The Concept-Level Sentiment Analysis challenge attracted several researchers mainly from two different domains: (i) those of the sentiment analysis area who have been pushed to explore the strengths and opportunities of the Semantic Web and tried to exploit it within their existing sentiment analysis systems which were based on traditional artificial intelligence, machine learning or natural language processing approaches. (ii) Those involved within the Semantic Web area, showing them the domain of the sentiment analysis and attracted them to develop their own systems with a strong base of Semantic Web features to solve some of the tasks of the challenge mentioned above. Besides, the concurrent execution of the First Workshop on Semantic Sentiment Analysis at ESWC on similar topics brought a process of cross-pollination of ideas among the attendees: researchers, editors of prestigious international journals and magazines, people from industry and key stakeholders in general. It is to highlight the number of attendees of the workshop which was around 30 including several participants of the challenge which had been asked to held a small session within the workshop briefly showing their system and giving tips on their learned experience about the technical development.

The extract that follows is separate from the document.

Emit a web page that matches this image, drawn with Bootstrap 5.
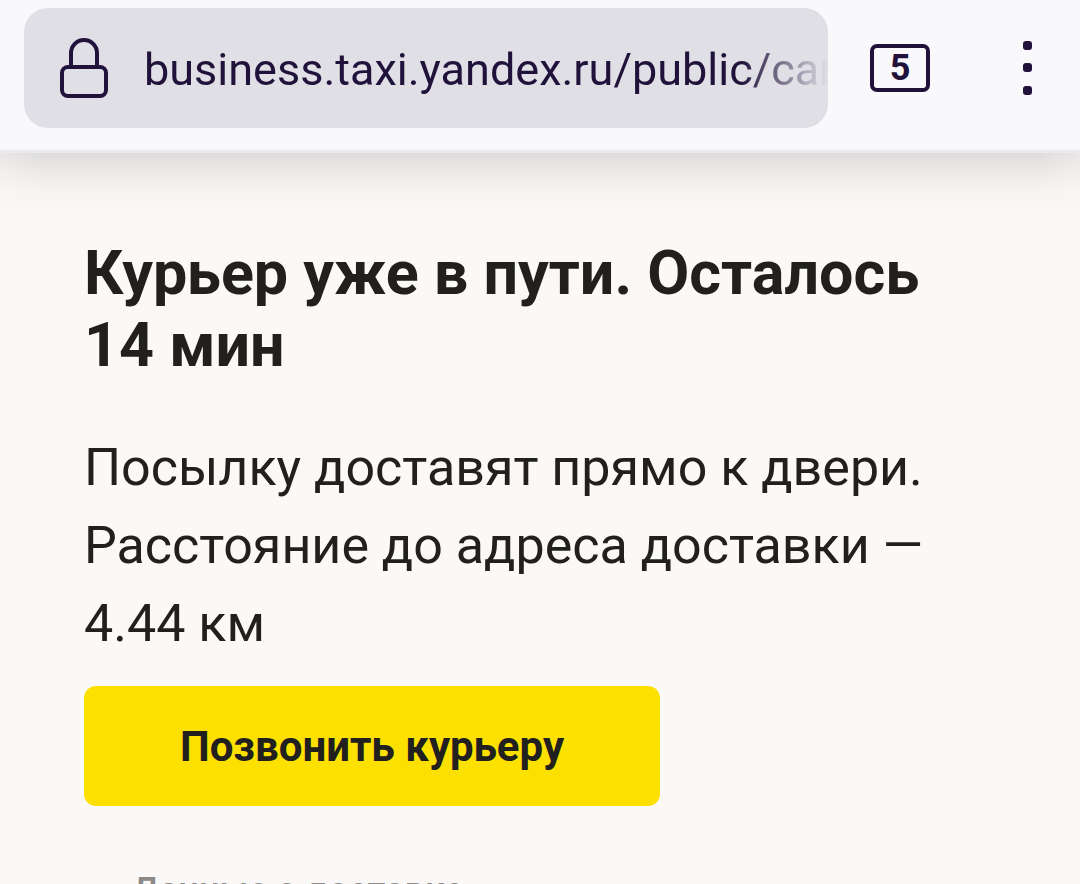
<!DOCTYPE html>
<html lang="ru">
<head>
<meta charset="utf-8">
<meta name="viewport" content="width=device-width, initial-scale=1">
<title>Курьер уже в пути</title>
<link href="https://cdn.jsdelivr.net/npm/bootstrap@5.3.0/dist/css/bootstrap.min.css" rel="stylesheet">
<style>
  body { font-family: Roboto, "Noto Sans", sans-serif; background: #faf9f7; color: #21201f; }
  .browser-bar { background: #f9f9fb; padding: 8px 24px 22px; border-bottom: 3px solid #ebeaec; gap: 28px; color: #20123a; }
  .address { background: #e0dfe6; border-radius: 24px; height: 120px; padding-left: 36px; gap: 36px; min-width: 0; }
  .address input { font-size: 45px; color: #20123a; border: 0; background: none; padding: 4px 0 0; outline: 0; min-width: 0;
    -webkit-mask-image: linear-gradient(to right, #000 calc(100% - 88px), transparent); mask-image: linear-gradient(to right, #000 calc(100% - 88px), transparent); }
  .bar-btn { border: 0; background: none; padding: 0; color: inherit; height: 120px; }
  .tabs-btn { width: 88px; }
  .tab-count { width: 60px; height: 48px; border: 4px solid; border-radius: 7px; font-size: 36px; font-weight: 700; line-height: 41px; }
  .menu-btn { width: 112px; padding-left: 54px; }
  .page-shade { height: 68px; background:
    linear-gradient(to right, #faf9f766, transparent 40px, transparent calc(100% - 40px), #faf9f766),
    linear-gradient(#dddcdb, #eceae9 28%, #f5f4f2 55%, #faf9f7); }
  .order { padding: 16px 84px 0; }
  .order h1 { font-size: 61px; line-height: 72px; font-weight: 700; margin: 0 0 48px; }
  .order-text { font-size: 52px; line-height: 78px; margin: 0 0 23px; }
  .call-btn { width: 576px; max-width: 100%; height: 120px; border: 0; border-radius: 12px; background: #fce000; color: #21201f; font-size: 42px; font-weight: 700; }
  .order-note { font-size: 36px; line-height: 48px; font-weight: 500; color: #8c8a88; margin: 61px 0 0; padding-left: 48px; }
</style>
</head>
<body class="vh-100 overflow-hidden">
<header class="browser-bar d-flex align-items-center">
  <div class="address d-flex align-items-center flex-grow-1">
    <svg class="flex-shrink-0" width="48" height="60" viewBox="0 0 48 60" fill="none" stroke="currentColor" stroke-width="4" aria-hidden="true">
      <rect x="2" y="29" width="44" height="29" rx="6"/>
      <path d="M11 29V15a13 13 0 0 1 26 0v14"/>
    </svg>
    <input class="flex-grow-1" type="text" aria-label="Адрес" value="business.taxi.yandex.ru/public/cargo">
  </div>
  <div class="d-flex flex-shrink-0">
    <button class="bar-btn tabs-btn d-flex align-items-center justify-content-center" type="button" aria-label="Вкладки"><span class="tab-count">5</span></button>
    <button class="bar-btn menu-btn" type="button" aria-label="Меню">
      <svg width="9" height="54" viewBox="0 0 9 54" fill="currentColor"><rect width="9" height="9" rx="3"/><rect y="22" width="9" height="9" rx="3"/><rect y="45" width="9" height="9" rx="3"/></svg>
    </button>
  </div>
</header>
<div class="page-shade"></div>
<main class="order">
  <h1>Курьер уже в пути. Осталось 14 мин</h1>
  <p class="order-text">Посылку доставят прямо к двери. Расстояние до адреса доставки — 4.44 км</p>
  <button class="call-btn" type="button">Позвонить курьеру</button>
  <p class="order-note">Данные о доставке</p>
</main>
<script src="https://cdn.jsdelivr.net/npm/bootstrap@5.3.0/dist/js/bootstrap.bundle.min.js"></script>
</body>
</html>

During the challenge, all the participants were really active and we did not experience problems during the normal conduction of the challenge and its evaluation. Among the learned lessons we had, one is particularly important and to be shared as it is related to several other challenge even in different domains. We have noticed that it would have been much better to provide the participants not only an evaluation dataset where they have tested their systems but also the very same script we used for the precision/recall analysis. This could have given the participants further tips on the reasons related to the performance of their systems (e.g. the wrong format of the output of a few systems could have been spotted and fixed earlier). Overall, the Concept-Level Sentiment Analysis was successful and we aimed at reconsidering it again at the next edition of the ESWC.